Investir via des ETF
Pour profiter facilement de l’actuelle vague d’IPO, vous pouvez vous tourner vers des ETF avec deux fonds indiciels dédiés disponibles en Europe.
Le First Trust US IPO Index (ticker FPXU sur Euronext Paris, frais annuels de 0,65%) réplique l’indice IPOX Schuster US 100, qui regroupe les 100 plus grandes entreprises américaines récemment introduites en Bourse (moins de 1.000 jours de cotation). Si ce délai peut sembler long, le portefeuille évolue beaucoup plus rapidement lorsque les IPO se multiplient, comme c’est le cas actuellement. Le rendement est ainsi clairement en phase d’accélération à + 46% sur un an (en dollars).
Son homologue européen est le First Trust IPOX Europe Equity Opportunities (ticker EFPX sur la Bourse de Milan, frais annuels de 0,65%). Il suit l’indice IPOX 100 Europe, qui regroupe les 100 plus grandes entreprises européennes introduites en Bourse – en Europe ou aux États-Unis – au cours des quatre dernières années. Le rendement sur 12 mois est plus modeste, à 15% en euros, mais la vague européenne d’IPO est plus timide et récente.
Sélectionner les IPO
Si vous préférez investir directement dans les introductions en Bourse – ce qui n’est pas toujours évident lorsque celles-ci ont lieu à l’étranger – certains détails peuvent avoir un impact significatif sur votre rendement.
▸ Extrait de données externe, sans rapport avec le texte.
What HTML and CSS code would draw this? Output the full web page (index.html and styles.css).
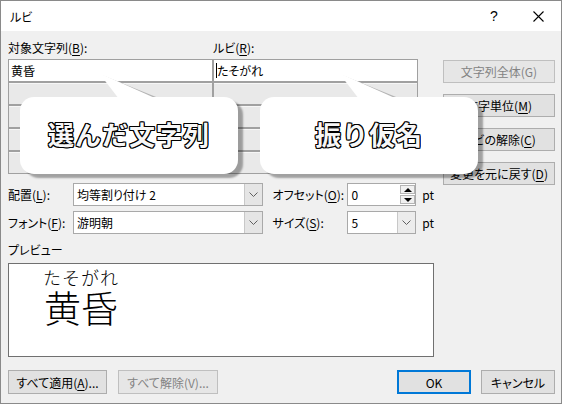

Selon le Warrington College of Business, les entreprises rentables générant un chiffre d’affaires annuel d’au moins 100 millions de dollars au moment de leur IPO affichent en moyenne un gain de 40,3% sur trois ans, contre une perte moyenne de 10,6% pour les sociétés déficitaires ayant un chiffre d’affaires inférieur à 100 millions de dollars.
Plus surprenant, l’identité du souscripteur, c’est-à-dire la société orchestrant l’IPO, a aussi un impact considérable, comme le montre le graphique ci-contre. Le rendement sur trois ans ajusté au marché – soit la performance par rapport aux indices boursiers de référence – varie de – 31,3% pour Jefferies à + 12,7% pour Deutsche Bank, qui semble donc avoir moins tendance à surévaluer les prix d’introduction.